Other data are the same as those in Example 1.

From Tables 1 and 2, we can observe the second order convergence rate in both spatial and temporal directions for different α in \(L_{\infty}\) norm, which is consistent with our theoretical analysis. It is remarked that we numerically test the eigenvalues of matrix \(D\mathcal{M}+\mathcal{M}^{T}D\) in Examples 1 and 2, respectively. We find that all eigenvalues of the matrix \(D\mathcal{M}+\mathcal{M}^{T}D\) in Example 1 are negative, which implies that the \(D\mathcal{M}\) is negative definite, hence our assumption in the convergence analysis is valid, and the numerical results are consistent with Theorem 2. However, when the assumption in Theorem 2 is not satisfied, see Example 2, we also get the desired second order convergence rate in both spatial and temporal directions.

Table 1 The maximum errors at time \(\pmb{t=1}\) and convergence orders in spatial and temporal directions with \(\pmb{h=\tau=\frac{1}{N+1}}\) for Example  1 with different α , and \(\pmb{\lambda=1.0}\) , the parameters \(\pmb{\gamma_{1}=0.7, 0.75, 0.80}\) , respectively, and \(\pmb{\gamma_{2}}\) and \(\pmb{\gamma _{3}}\) are selected in the set \(\pmb{S_{1}^{\alpha}(\gamma_{1},\gamma _{2},\gamma_{3})}\)

Table 2 The maximum errors at time \(\pmb{t=1}\) and convergence orders in spatial and temporal directions with \(\pmb{h=\tau=\frac{1}{N+1}}\) for Example  2 with different α , and \(\pmb{\lambda=1.0}\) , the parameters \(\pmb{\gamma_{1}=0.7, 0.75, 0.80}\) , respectively, and \(\pmb{\gamma_{2}}\) and \(\pmb{\gamma _{3}}\) are selected in the set \(\pmb{S_{1}^{\alpha}(\gamma_{1},\gamma _{2},\gamma_{3})}\)

In Figures 1 and 2, we plot the curve figures of the approximating errors \(( \vert u(x_{i},t_{M})-u_{i}^{M} \vert )\) with different mesh sizes at the final time step \(t_{M}=1\) via a time-marching procedure, where \(\gamma_{1}=0.8\) and \(\lambda=1.0\) when \(\alpha=1.5\) for Example 1 and \(\alpha=1.8\) for Example 2, respectively.

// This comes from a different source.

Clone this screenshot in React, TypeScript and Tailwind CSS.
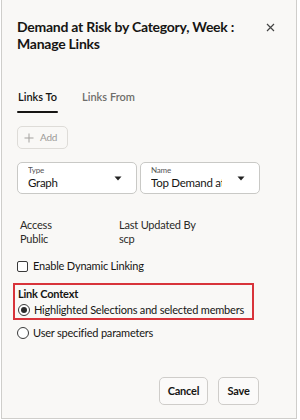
import React from 'react';

const font = { fontFamily: 'Lato, "Noto Sans", "Liberation Sans", sans-serif' };

function Caret() {
  return (
    <svg width="8" height="5" viewBox="0 0 8 5" className="shrink-0">
      <path d="M0.5 0.5h7L4 4.5z" fill="#222" />
    </svg>
  );
}

function Radio({ checked }: { checked?: boolean }) {
  return (
    <span className="flex h-[12px] w-[12px] shrink-0 items-center justify-center rounded-full border border-[#3a3a3a] bg-white">
      {checked && <span className="h-[6px] w-[6px] rounded-full bg-[#2b2b2b]" />}
    </span>
  );
}

function SelectBox({ label, value }: { label: string; value: string }) {
  return (
    <div className="flex h-[32px] w-[120px] items-center rounded-[5px] border border-[#c9c9c6] bg-white pl-[10px] pr-[14px]">
      <div className="mr-[15px] flex min-w-0 flex-1 flex-col overflow-hidden">
        <span className="text-[8px] leading-[9px] text-[#555]">{label}</span>
        <span className="whitespace-nowrap text-[11.5px] leading-[16px] tracking-[-0.25px] text-[#161513]">{value}</span>
      </div>
      <Caret />
    </div>
  );
}

export default function App() {
  return (
    <div className="flex h-[420px] w-[300px] bg-white" style={font}>
      <div className="ml-px flex h-[419px] w-[296px] flex-col border-x border-b border-[#cfcecb] bg-[#f9f8f6] pl-[15px] pr-[15px] text-[11px] tracking-[-0.2px] text-[#161513]">
        <div className="mt-[18px] flex items-start justify-between">
          <h1 className="whitespace-nowrap text-[14px] font-bold leading-[17px] tracking-[-0.25px]">
            Demand at Risk by Category, Week :<br />
            Manage Links
          </h1>
          <svg width="9" height="9" viewBox="0 0 9 9" className="mr-[6px] mt-[5px]">
            <path d="M1 1l7 7M8 1l-7 7" stroke="#444" strokeWidth="1.2" />
          </svg>
        </div>

        <div className="mt-[38px] flex gap-[24px] text-[11px] font-semibold leading-[14px] tracking-normal">
          <div className="flex flex-col">
            <span className="px-px text-[#161513]">Links To</span>
            <span className="mt-[7px] h-[2px] rounded-full bg-[#161513]" />
          </div>
          <span className="text-[#6f6e6b]">Links From</span>
        </div>

        <button className="mt-[13px] flex h-[23px] w-[51px] items-center gap-[6px] rounded-[5px] border border-[#dedcd8] pl-[6px] text-[10px] text-[#9c9a97]">
          <svg width="10" height="10" viewBox="0 0 10 10">
            <path d="M5 0.5v9M0.5 5h9" stroke="#a3a19e" strokeWidth="1" />
          </svg>
          Add
        </button>

        <div className="mt-[13px] flex gap-[3px]">
          <SelectBox label="Type" value="Graph" />
          <SelectBox label="Name" value="Top Demand at Risk" />
        </div>

        <div className="ml-[3px] mt-[24px] flex leading-[14px] text-[#2b2a28]">
          <div className="flex w-[99px] flex-col">
            <span>Access</span>
            <span>Public</span>
          </div>
          <div className="flex flex-col">
            <span>Last Updated By</span>
            <span>scp</span>
          </div>
        </div>

        <label className="mt-[13px] flex items-center gap-[5px] leading-[14px]">
          <span className="h-[11px] w-[11px] rounded-[2px] border border-[#3a3a3a] bg-white" />
          Enable Dynamic Linking
        </label>

        <div className="-ml-[4px] mt-[10px] w-[241px] border-2 border-[#d8333a] pb-[1px] pl-[3px] pt-px">
          <div className="font-bold leading-[15px]">Link Context</div>
          <div className="mt-[2px] flex items-center gap-[4px] whitespace-nowrap leading-[14px]">
            <Radio checked />
            Highlighted Selections and selected members
          </div>
        </div>

        <div className="mt-[6px] flex items-center gap-[4px] leading-[14px]">
          <Radio />
          User specified parameters
        </div>

        <div className="mr-[22px] mt-auto mb-[13px] flex justify-end gap-[10px]">
          <button className="h-[28px] w-[49px] rounded-[5px] border border-[#cfcdca] bg-[#fbfaf9] font-bold text-[#161513]">
            Cancel
          </button>
          <button className="h-[28px] w-[41px] rounded-[5px] border border-[#cfcdca] bg-[#fbfaf9] font-bold text-[#161513]">
            Save
          </button>
        </div>
      </div>
    </div>
  );
}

These figures show that the maximum norm error, defined in Eq. (11), becomes relatively smaller as the mesh size becomes smaller, which provides the validation of our results once again.

Figure 1

The error curve figures with \(\pmb{h=\tau=\frac{1}{256}}\) (left) and \(\pmb{h=\tau=\frac{1}{512}}\) (right) at \(\pmb{t_{M}=1}\) when \(\pmb{\alpha=1.5}\) , \(\pmb{\gamma_{1}=0.8}\) and \(\pmb{\lambda=1.0}\) for Example  1 .

Figure 2

The error curve figures with \(\pmb{h=\tau=\frac {1}{256}}\) (left) and \(\pmb{h=\tau=\frac{1}{512}}\) (right) at \(\pmb{t_{M}=1}\) when \(\pmb{\alpha=1.8}\) , \(\pmb{\gamma_{1}=0.8}\) and \(\pmb{\lambda=1.0}\) for Example  2 .

5 Conclusion

In this paper, the Crank-Nicolson method is proposed for solving a class of variable-coefficient tempered-FDEs (1). The method is proven to be unconditionally stable and convergent under a certain condition with rate \(\mathcal{O}(h^{2}+\tau^{2})\). Numerical examples show good agreement with the theoretical analysis.